# Suggestions for FOS Scale Models - Red Light District



## skud312 (Feb 11, 2021)

Hi Gentlemen. I'm a newbie to this Forum,. I've been working on my layout and decided to build the FOS Scale Models Red Light District. To get ready for the build I have been working on FOS models the past few months so I am prepared for this big kit. I just finished my build of FOS' Moscone Bail Bonds.(below) and I am asking for comments and suggestions to incorporate when I start the Red Light District. Thanks


----------



## BigGRacing (Sep 25, 2020)

Beautiful modelling! Well done !


----------



## gunrunnerjohn (Nov 10, 2010)

Looking at your work, I think you're the one that should be giving us pointers!


----------



## skud312 (Feb 11, 2021)

Thanks so much. I’m Still nervous with it but learning the sponge and dry brushing. Doing layers. It shows.
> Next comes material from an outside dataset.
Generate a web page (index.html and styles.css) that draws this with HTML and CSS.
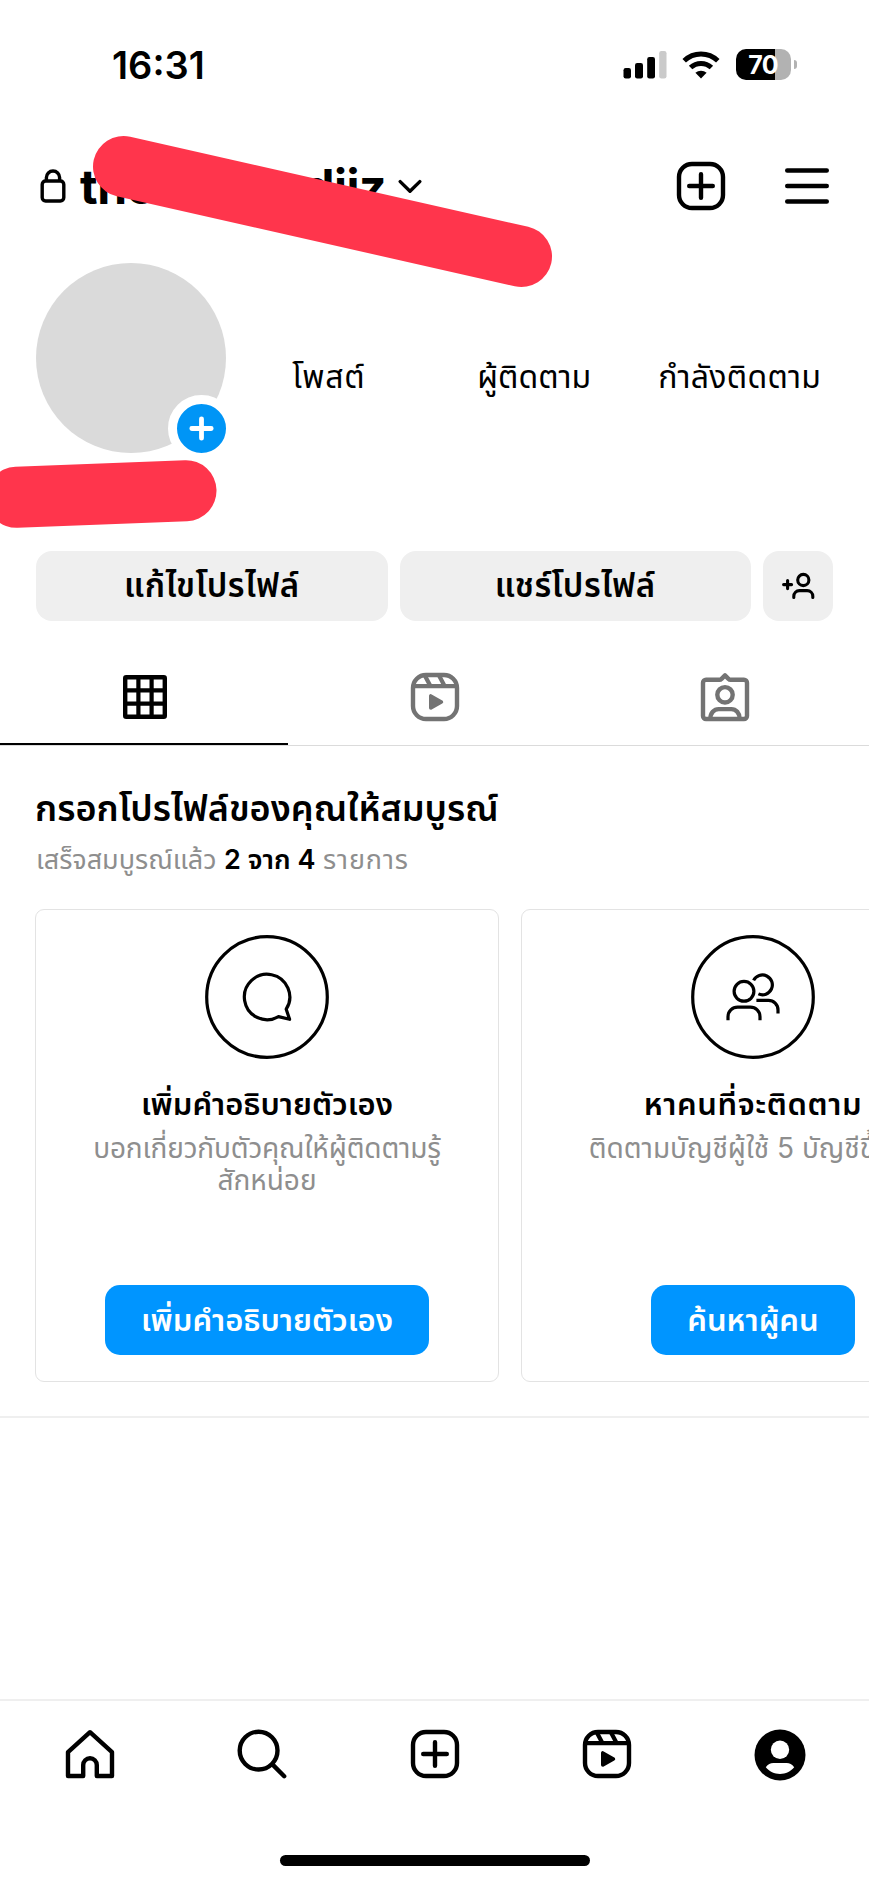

I really appreciate the comments.


----------



## 65446 (Sep 22, 2018)

📌
[Remaining Instructions]:
Place model on layout and fuggeddabout ! Only maintenance concern left is: Will the tin roof hold out in a heavy storm !!?


----------



## skud312 (Feb 11, 2021)

telltale said:


> 📌
> [Remaining Instructions]:
> Place model on layout and fuggeddabout ! Only maintenance concern left is: Will the tin roof hold out in a heavy storm !!?


I like it! I did that and - IT LOOKS GREAT.


----------



## Fire21 (Mar 9, 2014)

I think Gunrunnerjohn is right. You did a GR8 job on that kit.


----------



## 65446 (Sep 22, 2018)

skud312 said:


> I like it! I did that and - IT LOOKS GREAT.


Done deal !

[I deleted too silly a statement here] Model looks great !... M


----------